Permettetemi il secondo post letterario in due giorni. Ieri sera ho visto la prima puntata di It-Welcome to Derry. Mi sono lasciata prendere fino alla fine. C’era qualcosa che mi disturbava, però, pur nella curiosità e nell’interesse di antica kinghiana. E me ne sono resa conto stamattina, dopo averci dormito su.
Accade quasi ogni volta (quasi) con le trasposizioni cinematografiche o televisive da Stephen King, ed è accaduto anche stavolta. Non bastano i colpi di scena, i mostri, il saltino sulla sedia. Perché dentro la scrittura di King c’è qualcosa che è molto difficile da restituire, tranne in alcuni casi (per quanto mi riguarda, soprattutto Le ali della libertà, Stand by me, Il miglio verde, Misery, L’ultima eclissi, che non casualmente non sono horror e, Miglio verde a parte, neanche sovrannaturali).

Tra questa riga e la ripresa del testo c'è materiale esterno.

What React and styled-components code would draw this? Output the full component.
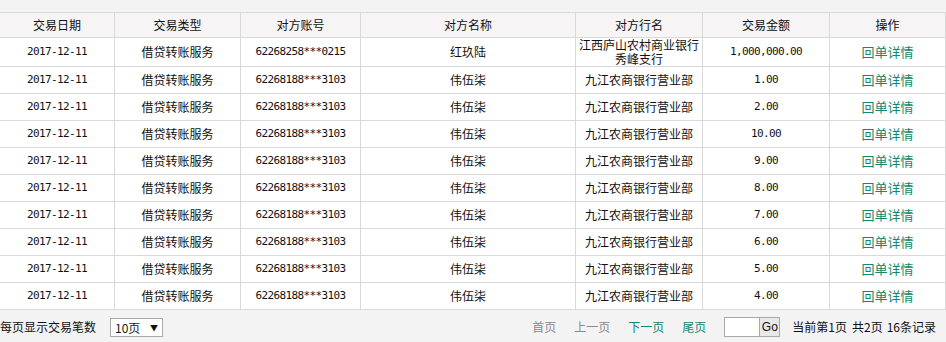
import React from "react";
import styled, { createGlobalStyle } from "styled-components";

const Global = createGlobalStyle`
  html, body { margin: 0; padding: 0; background: #f3f3f3; }
  body { font-family: "Noto Sans CJK SC", "Noto Sans", sans-serif; font-size: 12px; color: #1a1a1a; overflow: hidden; }
`;

const Page = styled.div`
  padding-top: 12px;
  width: 946px;
`;

const Table = styled.table`
  border-collapse: collapse;
  table-layout: fixed;
  width: 946px;
  margin-left: -1px;
  background: #fff;
`;

const Th = styled.th`
  height: 24px;
  padding: 0;
  border: 1px solid #d9d9d9;
  background: #f6f4f4;
  font-weight: normal;
  font-size: 12px;
  line-height: 14px;
  text-align: center;
  color: #111;
`;

const Td = styled.td`
  height: ${(p) => (p.$tall ? "28px" : "26px")};
  padding: 0;
  border: 1px solid #d9d9d9;
  text-align: center;
  font-size: 12px;
  line-height: 14px;
  color: #111;
  font-family: ${(p) =>
    p.$mono
      ? '"DejaVu Sans Mono", "Liberation Mono", monospace'
      : '"Noto Sans CJK SC", "Noto Sans", sans-serif'};
  ${(p) => (p.$mono ? "font-size: 11px; letter-spacing: -0.62px;" : "")}
`;

const BankLine = styled.div`
  line-height: 14px;
  height: 14px;
  overflow: visible;
`;

const Link = styled.a`
  color: ${(p) => (p.$muted ? "#8a8a8a" : "#12876a")};
  text-decoration: none;
  font-size: ${(p) => (p.$big ? "13px" : "12px")};
  cursor: pointer;
`;

const Footer = styled.div`
  display: flex;
  align-items: center;
  height: 33px;
  padding-right: 10px;
`;

const Label = styled.span`
  font-size: 12px;
  color: #111;
`;

const Select = styled.div`
  margin-left: 14px;
  width: 53px;
  height: 19px;
  box-sizing: border-box;
  border: 1px solid #a9a9a9;
  background: #fff;
  display: flex;
  align-items: center;
  padding: 0 4px;
  font-size: 12px;
  justify-content: space-between;
  margin-top: 1px;
`;

const Arrow = styled.span`
  font-size: 8px;
  color: #111;
`;

const Pager = styled.div`
  margin-left: auto;
  display: flex;
  align-items: center;
`;

const PageLinks = styled.div`
  display: flex;
  gap: 18px;
  margin-right: 18px;
`;

const Input = styled.div`
  width: 36px;
  height: 20px;
  box-sizing: border-box;
  border: 1px solid #a9a9a9;
  background: #fff;
`;

const GoButton = styled.div`
  width: 20px;
  height: 20px;
  box-sizing: border-box;
  border: 1px solid #a9a9a9;
  border-left: none;
  background: #e8e8e8;
  font-family: "Liberation Sans", Arial, sans-serif;
  font-size: 12px;
  display: flex;
  align-items: center;
  justify-content: center;
  color: #111;
  margin-right: 12px;
`;

const Info = styled.span`
  font-size: 12px;
  color: #111;
  margin-right: ${(p) => p.$mr || 0}px;
`;

const cols = [115, 126, 120, 215, 127, 127, 116];
const headers = ["交易日期", "交易类型", "对方账号", "对方名称", "对方行名", "交易金额", "操作"];

const rows = [
  { acct: "62268258***0215", name: "红玖陆", bank: ["江西庐山农村商业银行", "秀峰支行"], amt: "1,000,000.00" },
  ...["1.00", "2.00", "10.00", "9.00", "8.00", "7.00", "6.00", "5.00", "4.00"].map((a) => ({
    acct: "62268188***3103",
    name: "伟伍柒",
    bank: ["九江农商银行营业部"],
    amt: a,
  })),
];

export default function App() {
  return (
    <Page>
      <Global />
      <Table>
        <colgroup>
          {cols.map((w, i) => (
            <col key={i} style={{ width: w }} />
          ))}
        </colgroup>
        <thead>
          <tr>
            {headers.map((h) => (
              <Th key={h}>{h}</Th>
            ))}
          </tr>
        </thead>
        <tbody>
          {rows.map((r, i) => {
            const tall = r.bank.length > 1;
            return (
              <tr key={i}>
                <Td $tall={tall} $mono>2017-12-11</Td>
                <Td $tall={tall}>借贷转账服务</Td>
                <Td $tall={tall} $mono>{r.acct}</Td>
                <Td $tall={tall}>{r.name}</Td>
                <Td $tall={tall}>
                  {r.bank.map((b, j) => (
                    <BankLine key={j}>{b}</BankLine>
                  ))}
                </Td>
                <Td $tall={tall} $mono>{r.amt}</Td>
                <Td $tall={tall}>
                  <Link $big>回单详情</Link>
                </Td>
              </tr>
            );
          })}
        </tbody>
      </Table>
      <Footer>
        <Label>每页显示交易笔数</Label>
        <Select>
          <span>10页</span>
          <Arrow>▼</Arrow>
        </Select>
        <Pager>
          <PageLinks>
            <Link $muted>首页</Link>
            <Link $muted>上一页</Link>
            <Link>下一页</Link>
            <Link>尾页</Link>
          </PageLinks>
          <Input />
          <GoButton>Go</GoButton>
          <Info $mr={5}>当前第1页</Info>
          <Info $mr={4}>共2页</Info>
          <Info>16条记录</Info>
        </Pager>
      </Footer>
    </Page>
  );
}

Stavolta il problema è proprio Derry. Esistono città inventate, case inventate, luoghi che esistono solo nella mente di chi scrive e che però riescono a rappresentare il mondo intero. Come gli altopiani di Lovecraft. Come la Hill House di Shirley Jackson. Come le città di King, Derry o Castle Rock, luoghi dove sopra la televisione ci sono i quadri con Gesù e il gregge di pecore, e a volte, come in Tommyknocker, Gesù farà l’occhiolino alla padrona di casa e le spiegherà come uccidere il marito. Ci sono molte lattine di birra e fiere di paese e molti fallimenti. C’è povertà. Ci sono le case mobili dove le ragazze che si sono sposate giovanissime perché incinte mangiano scatole intere di cioccolatini e picchiano i figli, come in Salem’s Lot. E silenzio. Nessuno parla a Derry, nessuno vede, anche se ragazzi e bambini scompaiono. La città prospera su quel silenzio e con quel silenzio nutre il male che cresce nel sottosuolo. Non funziona così, sempre? Non si prospera forse grazie al silenzio e all’indifferenza? Salvo poi venir distrutti, in un sol colpo, in quel 1985 che vede esplodere Derry mentre, nel mondo cosiddetto reale, Ronald Reagan iniziava il suo secondo mandato.
Ecco. In questa prima puntata della serie non ho visto questo. Non ho visto quel che è più importante in It e derivati: non ho visto che i cartelloni che danno il benvenuto a Derry ma non basta, ma è didascalico, e non ci fa capire quanto gli adulti siano indifferenti nei confronti del terrore. Mi rendo conto che è difficile. Aspetto la seconda puntata, ma intanto, come si immagina, rileggo.